Drop every picture. Then return, exactly, the lines from the beginning of the listing below through the one containing "string; disabled?: boolean;".

** START Available data **

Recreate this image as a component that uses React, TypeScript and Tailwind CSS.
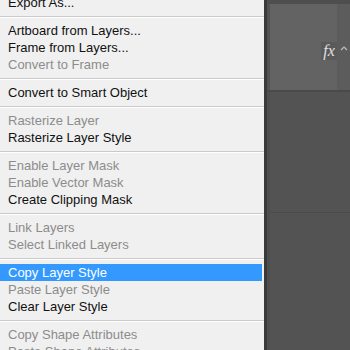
type Item = { label: string; disabled?: boolean; active?: boolean } | "sep"

const items: Item[] = [
  { label: "Export As..." },
  "sep",
  { label: "Artboard from Layers..." },
  { label: "Frame from Layers..." },
  { label: "Convert to Frame", disabled: true },
  "sep",
  { label: "Convert to Smart Object" },
  "sep",
  { label: "Rasterize Layer", disabled: true },
  { label: "Rasterize Layer Style" },
  "sep",
  { label: "Enable Layer Mask", disabled: true },
  { label: "Enable Vector Mask", disabled: true },
  { label: "Create Clipping Mask" },
  "sep",
  { label: "Link Layers", disabled: true },
  { label: "Select Linked Layers", disabled: true },
  "sep",
  { label: "Copy Layer Style", active: true },
  { label: "Paste Layer Style", disabled: true },
  { label: "Clear Layer Style" },
  "sep",
  { label: "Copy Shape Attributes", disabled: true },
  { label: "Paste Shape Attributes", disabled: true },
]

export default function App() {
  return (
    <div
      className="flex w-[350px] h-[350px] overflow-hidden bg-[#535353]"
      style={{ fontFamily: '"Liberation Sans", Arial, sans-serif' }}
    >
      {/* context menu */}
      <div className="w-[264px] shrink-0 bg-[#f0f0f0] text-[13px] leading-[17px]">
        <div className="mt-[-6px] flex flex-col">
          {items.map((it, i) =>
            it === "sep" ? (
              <div key={i} className="h-[11px] pt-[5px]">
                <div className="h-px bg-[#cacaca]" />
                <div className="h-px bg-white" />
              </div>
            ) : (
              <div
                key={i}
                className={
                  "h-[17px] pl-[8px] mr-[2px] whitespace-nowrap " +
                  (it.active
                    ? "bg-[#3399ff] text-white"
                    : it.disabled
                    ? "text-[#8c8c8c]"
                    : "text-[#111111]")
                }
              >
                {it.label}
              </div>
            )
          )}
        </div>
      </div>

      {/* layers panel behind */}
      <div className="flex flex-1">
        <div className="w-[3px] bg-[#3a3a3a]" />
        <div className="flex flex-1 flex-col">
          <div className="h-[4px] bg-[#4e4e4e]" />
          <div className="flex h-[86px] bg-[#5c5c5c]">
            <div className="w-[3px] bg-[#535353]" />
            <div className="relative flex-1 bg-[#636363]">
              <div
                className="absolute right-0 top-[38px] flex h-[18px] w-[16px] items-center justify-center bg-[#5a5a5a] text-[16px] italic leading-none text-[#e0e0e0]"
                style={{ fontFamily: '"Liberation Serif", serif' }}
              >
                fx
              </div>
            </div>
            <div className="flex w-[13px] items-start justify-center pt-[42px]">
              <svg width="8" height="5" viewBox="0 0 8 5">
                <path d="M1 4 L4 1 L7 4" stroke="#bdbdbd" strokeWidth="1.2" fill="none" />
              </svg>
            </div>
          </div>
          <div className="h-[2px] bg-[#4a4a4a]" />
          <div className="flex flex-1">
            <div className="w-[3px] bg-[#4e4e4e]" />
            <div className="flex-1 flex flex-col">
              <div className="h-[120px] bg-[#535353]" />
              <div className="h-px bg-[#4a4a4a]" />
              <div className="flex-1 bg-[#535353]" />
            </div>
          </div>
        </div>
      </div>
    </div>
  )
}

** END Available data **

Answer:
Recreate this image as a component that uses React, TypeScript and Tailwind CSS.
type Item = { label: string; disabled?: boolean; active?: boolean } | "sep"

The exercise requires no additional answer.